For Connecticut Republicans, the gubernatorial primary was a five-way slug fest. For Democrats, it was more of a coronation.
But now that both parties have selected their candidates, it remains to be seen whether Republican Bob Stefanowski can defeat Democratic candidate Ned Lamont in a race generally considered a toss-up.
On Aug. 14, Stefanowski, a business executive won the Republican primary with 29.4 percent of the vote. He beat party-endorsed candidate and Danbury Mayor Mark Boughton, who garnered 21.3 percent of the vote, as well as businessmen David Stemerman and Steve Obsitnik, who received 18.3 and 13.4 percent, respectively, and former Trumbull First Selectman Tim Herbst, who took 17.6 percent.
“This campaign has been underestimated from the start,” said Stefanowski in a speech following his primary win. “But we’ve proved them wrong, and we’re going to prove them wrong when we beat Ned Lamont in November.”
Many pundits and experts called Stefanowski’s primary victory an upset. But Gary Rose, chair of the Department of Government at Sacred Heart University and a frequent gubernatorial debate panelist, said he sees it as anything but.
“It’s not a surprise that Stefanowski won,” he said. “The Republican party in the state of Connecticut is enamored with businesspeople.” Rose pointed to Tom Foley, the 2010 and 2014 Republican nominee for governor, and Linda McMahon, the 2010 Republican nominee for senator, as past business executives who have won statewide Republican primaries.
Rose and political columnist Chris Powell both said that Stefanowski’s massive head start in advertising played an important role in his primary victory. Stefanowski began heavy TV advertising well before any of the other Republican gubernatorial candidates, spending his own money while other candidates were mired in the process of securing public funding. The Campaign Finance Institute, a nonpartisan, peer-reviewed think tank that focuses on money in politics, reports that Stefanowski has given $2,073,906 to his primarily self-funded campaign. For his part, Lamont has donated more than $800,000 to his own campaign.
Over the course of the campaign, Stefanowski’s advertising proved effective, as he successfully cast his main competitor Boughton as a “liberal loser.” Rose said the combination of those attacks and voters’ desire for new faces turned the tables in Stefanowski’s favor.

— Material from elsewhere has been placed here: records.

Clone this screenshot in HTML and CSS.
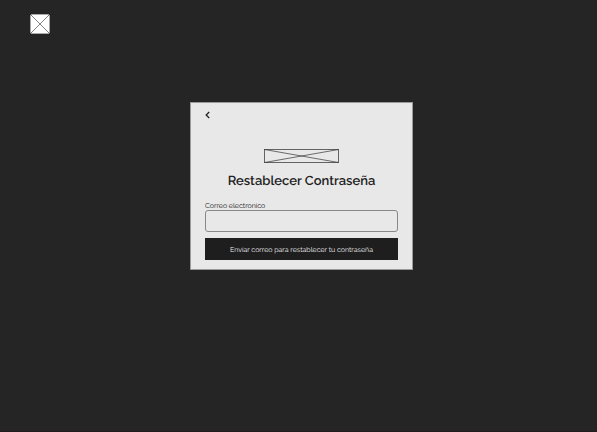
FILE: index.html
```html
<!DOCTYPE html>
<html lang="es">
<head>
  <meta charset="utf-8">
  <meta name="viewport" content="width=device-width, initial-scale=1">
  <title>Restablecer Contraseña</title>
  <link rel="stylesheet" href="styles.css">
</head>
<body>
  <header class="topbar">
    <a class="home" href="#" aria-label="Inicio">
      <svg viewBox="0 0 20 20" aria-hidden="true">
        <rect x=".5" y=".5" width="19" height="19" rx="1.5" fill="#fff" stroke="#aaa"/>
        <path d="M1 1 19 19M19 1 1 19" stroke="#666" stroke-width=".8"/>
      </svg>
    </a>
  </header>
  <main class="page">
    <form class="card">
      <a class="back" href="#" aria-label="Volver">
        <svg viewBox="0 0 5 8" aria-hidden="true">
          <path d="M4.2 1 1.2 4l3 3" fill="none" stroke="#222" stroke-width="1.3"/>
        </svg>
      </a>
      <svg class="logo" viewBox="0 0 75 14" aria-hidden="true">
        <rect x=".5" y=".5" width="74" height="13" fill="none" stroke="#555" stroke-width=".9"/>
        <path d="M.5.5 74.5 13.5M74.5.5.5 13.5" stroke="#333" stroke-width=".7"/>
      </svg>
      <h1 class="title">Restablecer Contraseña</h1>
      <label class="label" for="email">Correo electronico</label>
      <input class="field" id="email" type="email">
      <button class="submit" type="submit">Enviar correo para restablecer tu contraseña</button>
    </form>
  </main>
</body>
</html>
```
FILE: styles.css
```css
* {
  box-sizing: border-box;
}

body {
  margin: 0;
  min-height: 100vh;
  background: #252525;
  color: #222;
  font-family: Raleway, Lato, "Open Sans", sans-serif;
  text-rendering: geometricPrecision;
  border-bottom: 1px solid #211b1f;
}

.topbar {
  display: flex;
  padding: 14px 30px 0;
}

.home svg {
  display: block;
  width: 20px;
  height: 20px;
}

.page {
  display: flex;
  justify-content: center;
  padding: 68px 0 24px 6px;
}

.card {
  display: flex;
  flex-direction: column;
  width: 100%;
  max-width: 223px;
  padding: 8px 14px 9px;
  border: 1px solid #999;
  background: #e8e8e8;
}

.back {
  align-self: flex-start;
}

.back svg {
  display: block;
  width: 5px;
  height: 8px;
}

.logo {
  align-self: center;
  width: 75px;
  height: 14px;
  margin-top: 30px;
}

.title {
  margin: 9px 0 10px;
  font-size: 13px;
  line-height: 20px;
  font-weight: 600;
  text-align: center;
  white-space: nowrap;
}

.label {
  color: #111;
  font-size: 7px;
  line-height: 8px;
}

.field {
  width: 100%;
  height: 22px;
  padding: 0 6px;
  border: 1px solid #888;
  border-radius: 3px;
  background: transparent;
  font: inherit;
  font-size: 7px;
}

.submit {
  height: 22px;
  margin-top: 6px;
  padding: 0;
  border: 0;
  background: #1e1e1e;
  color: #eee;
  font: inherit;
  font-size: 7px;
  text-rendering: inherit;
}
```
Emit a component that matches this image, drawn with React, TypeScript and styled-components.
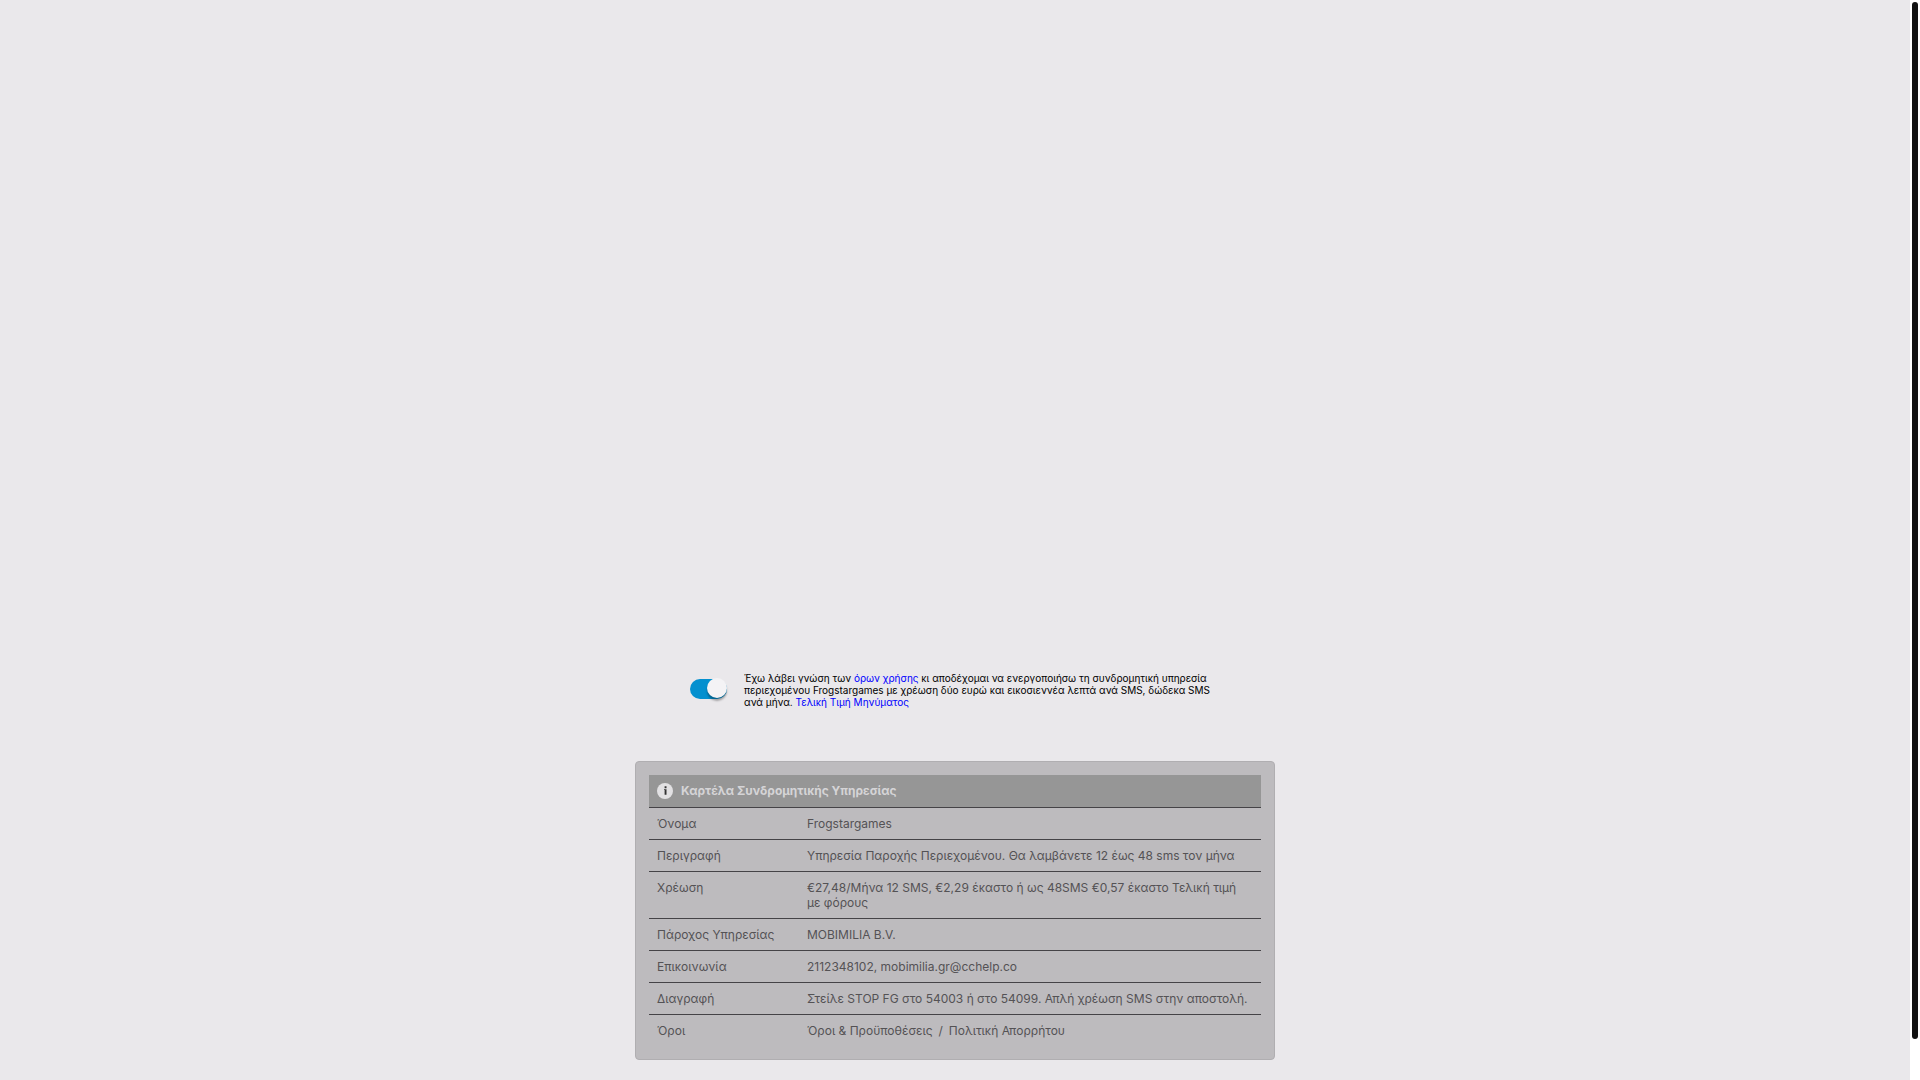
import React, { useState } from "react";
import styled, { createGlobalStyle } from "styled-components";

const GlobalStyle = createGlobalStyle`
  *, *::before, *::after { box-sizing: border-box; }
  body {
    margin: 0;
    background: #fff;
    font-family: Inter, "Liberation Sans", sans-serif;
    text-rendering: optimizeSpeed;
  }
`;

const Page = styled.div`
  display: flex;
  min-height: 100vh;
`;

const Content = styled.main`
  flex: 1;
  display: flex;
  flex-direction: column;
  align-items: center;
  justify-content: flex-end;
  gap: 53px;
  padding: 20px 0;
  background: #eae8eb;
`;

const ScrollTrack = styled.div`
  display: flex;
  width: 10px;
  padding: 2px 2px 41px;
  background: #fff;
`;

const ScrollThumb = styled.div`
  flex: 1;
  border-radius: 3px;
  background: #111;
`;

const Consent = styled.div`
  display: flex;
  align-items: center;
  gap: 17px;
  width: 100%;
  max-width: 530px;
`;

const Switch = styled.input`
  appearance: none;
  flex: none;
  display: flex;
  align-items: flex-end;
  width: 37px;
  height: 20px;
  margin: 0;
  border-radius: 10px;
  background: ${(p) => (p.checked ? "#0490cf" : "#aaa")};
  cursor: pointer;

  &::before {
    content: "";
    width: 20px;
    height: 20px;
    margin-left: ${(p) => (p.checked ? "17px" : "0")};
    margin-bottom: 1px;
    border-radius: 50%;
    background: #f4f3f5;
    box-shadow: 0 3px 2px rgba(0, 0, 0, 0.3);
  }
`;

const ConsentText = styled.label`
  flex: 1;
  padding-top: 2px;
  font-size: 10px;
  line-height: 12px;
  color: #000;
`;

const TermsLink = styled.a`
  color: #00f;
  text-decoration: none;
`;

const Panel = styled.section`
  width: 100%;
  max-width: 640px;
  padding: 13px;
  border: 1px solid #b0aeb1;
  border-radius: 4px;
  background: #bdbbbe;
`;

const PanelTitle = styled.h2`
  display: flex;
  align-items: flex-start;
  gap: 8px;
  margin: 0;
  padding: 8px;
  border-bottom: 1px solid #454347;
  background: #969696;
  color: #d5d4d6;
  font-size: 12px;
  line-height: 15px;
  font-weight: 700;
`;

const Details = styled.table`
  width: 100%;
  border-spacing: 0;
  table-layout: fixed;
  font-size: 12px;
  line-height: 15px;
  color: #545255;
`;

const Row = styled.tr`
  &:not(:last-child) > * {
    border-bottom: 1px solid #454347;
  }
`;

const Name = styled.th`
  width: 150px;
  padding: 8px;
  font-weight: 400;
  text-align: left;
  vertical-align: top;
`;

const Value = styled.td`
  padding: 8px 12px 8px 8px;
  vertical-align: top;
`;

const DetailLink = styled.a`
  color: inherit;
  text-decoration: none;
`;

const Divider = styled.span`
  margin: 0 6px;
`;

const InfoIcon = () => (
  <svg width="16" height="16" viewBox="0 0 16 16" aria-hidden="true">
    <circle cx="8" cy="8" r="8" fill="#e2e1e3" />
    <path d="M7.6 3.3h1.9v1.9H7.6zM7 6.2h2.5v5.6H7.6V7.1H7z" fill="#333" />
  </svg>
);

const rows: { name: string; value: React.ReactNode }[] = [
  { name: "Όνομα", value: "Frogstargames" },
  { name: "Περιγραφή", value: "Υπηρεσία Παροχής Περιεχομένου. Θα λαμβάνετε 12 έως 48 sms τον μήνα" },
  { name: "Χρέωση", value: "€27,48/Μήνα 12 SMS, €2,29 έκαστο ή ως 48SMS €0,57 έκαστο Τελική τιμή με φόρους" },
  { name: "Πάροχος Υπηρεσίας", value: "MOBIMILIA B.V." },
  { name: "Επικοινωνία", value: "2112348102, mobimilia.gr@cchelp.co" },
  { name: "Διαγραφή", value: "Στείλε STOP FG στο 54003 ή στο 54099. Απλή χρέωση SMS στην αποστολή." },
  {
    name: "Όροι",
    value: (
      <>
        <DetailLink href="#terms">Όροι &amp; Προϋποθέσεις</DetailLink>
        <Divider>/</Divider>
        <DetailLink href="#privacy">Πολιτική Απορρήτου</DetailLink>
      </>
    ),
  },
];

export default function App() {
  const [accepted, setAccepted] = useState(true);
  return (
    <Page>
      <GlobalStyle />
      <Content>
        <Consent>
          <Switch
            id="accept"
            type="checkbox"
            checked={accepted}
            onChange={(e) => setAccepted(e.target.checked)}
          />
          <ConsentText htmlFor="accept">
            Έχω λάβει γνώση των <TermsLink href="#terms">όρων χρήσης</TermsLink> κι αποδέχομαι να
            ενεργοποιήσω τη συνδρομητική υπηρεσία περιεχομένου Frogstargames με χρέωση δύο ευρώ και
            εικοσιεννέα λεπτά ανά SMS, δώδεκα SMS ανά μήνα.{" "}
            <TermsLink href="#price">Τελική Τιμή Μηνύματος</TermsLink>
          </ConsentText>
        </Consent>
        <Panel>
          <PanelTitle>
            <InfoIcon />
            Καρτέλα Συνδρομητικής Υπηρεσίας
          </PanelTitle>
          <Details>
            <tbody>
              {rows.map((row) => (
                <Row key={row.name}>
                  <Name scope="row">{row.name}</Name>
                  <Value>{row.value}</Value>
                </Row>
              ))}
            </tbody>
          </Details>
        </Panel>
      </Content>
      <ScrollTrack>
        <ScrollThumb />
      </ScrollTrack>
    </Page>
  );
}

Democratic nominee Lamont, a Greenwich entrepreneur and a candidate for the U.S. Senate in 2006, won the Democratic primary with 81.2 percent of the vote. Endorsed by the Connecticut Democrats at their May convention, Lamont was the clear favorite to win the nomination. His only competition, Bridgeport Mayor Joe Ganim, took the remaining 18.8 percent of the vote in the August primary.
The victories of both Stefanowski and Lamont set the stage for a competitive general election. Although recent polling has placed Lamont in the lead, a spokesman for the Republican Governors Association — a national organization focused on electing and supporting Republican governors — told the Hartford Courant on Monday that Connecticut is the party’s best chance to win a governor’s seat currently occupied by a Democrat. The same association also committed $1.7 million toward TV advertising for the winner of the Republican nomination.
Ultimately, Rose said, this race will come down to taxes and jobs. Connecticut’s billion-dollar deficit and general financial woes have left the state in disarray, and both candidates for governor have proposed various fiscal solutions.
“The real nitty-gritty, meats-and-potatoes-type issues are forming the nucleus of this debate,” Rose said.
Lamont has promised to lower property taxes after resolving the budget deficit, which he hopes to accomplish by reducing the prison population, collecting revenue from sports gambling and improving tax collections.
Powell, however, said he is not convinced these measures are enough to resolve the eventual $2 billion deficit. “If there really was any money in those proposals, the legislature would commandeer them,” he said.
Stefanowski has proposed eliminating the state income tax over an eight-year span under the rationale that it would attract business to Connecticut. Although Powell said the plan would eliminate half of the tax revenue the state currently collects, Rose described this plan as a “boon” for Stefanowski’s popularity that drove up his primary vote total.
Stefanowski agreed to four televised debates to discuss these issues: Sep. 12 in New London, Sep. 26 at the University of Connecticut, Oct. 18 at a Connecticut Broadcasters Association forum and Oct. 30 at a Connecticut Conference of Municipalities event. Stefanowski declined an invitation to a fifth debate, labeled an economic forum, on Sep. 5 at the University of St. Joseph.
Third-party candidate Oz Griebel, who qualified for the ballot this week after obtaining the requisite number of signatures, will participate in the Sep. 5 debate with Lamont.
Voters will choose Connecticut’s 89th governor on Nov. 6, 2018.